Do zdarzenia doszło w poniedziałek w miejscowości Władysławów w województwie śląskim. Na terenie kompleksu leśnego spłonął samochód osobowy. Wewnątrz ujawniono zwłoki mężczyzny. Prawdopodobnie ciało należy do zaginionego mieszkańca gminy Działoszyn w województwie łódzkim.
Do tragedii doszło w poniedziałek, 1 lutego na terenie gminy Miedźno. W kompleksie leśnym oddalonym od zabudowań o ok. pół kilometra spłonął samochód osobowy marki BMW. Pojazd zaparkowany był w zagajniku pomiędzy drzewami.

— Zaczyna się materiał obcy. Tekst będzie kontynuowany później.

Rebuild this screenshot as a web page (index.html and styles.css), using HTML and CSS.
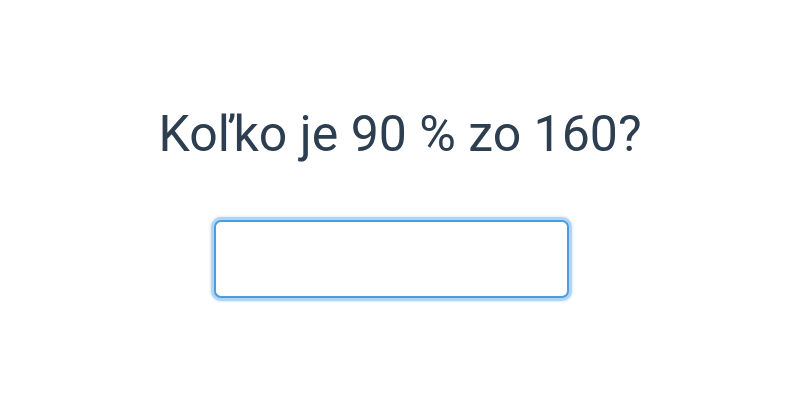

Na miejsce zadysponowano zastępy straży pożarnej oraz policję. Po ugaszeniu pożaru, wewnątrz pojazdu ujawniono zwłoki – prawdopodobnie mężczyzny.
Na terenie kompleksu leśnego pracowali policjanci kryminalni z Kłobuka, a także prokurator z Częstochowy. Na miejscu zdarzenia pojawił się również Komendant Powiatowy Policji w Kłobucku insp. Tomasz Górka.
Jak przekazała Marlena Wiśniewska, rzeczniczka prasowa kłobuckiej policji, zwłoki nie zostały jeszcze zidentyfikowane, ale wszystko wskazuje na to, że należą do mieszkańca Działoszyna. Zaginięcie mężczyzny zgłosiła w poniedziałek ok. godziny 18:00 zaniepokojona rodzina.
Policja pod nadzorem prokuratora będzie wyjaśniać wszelkie okoliczności tragedii.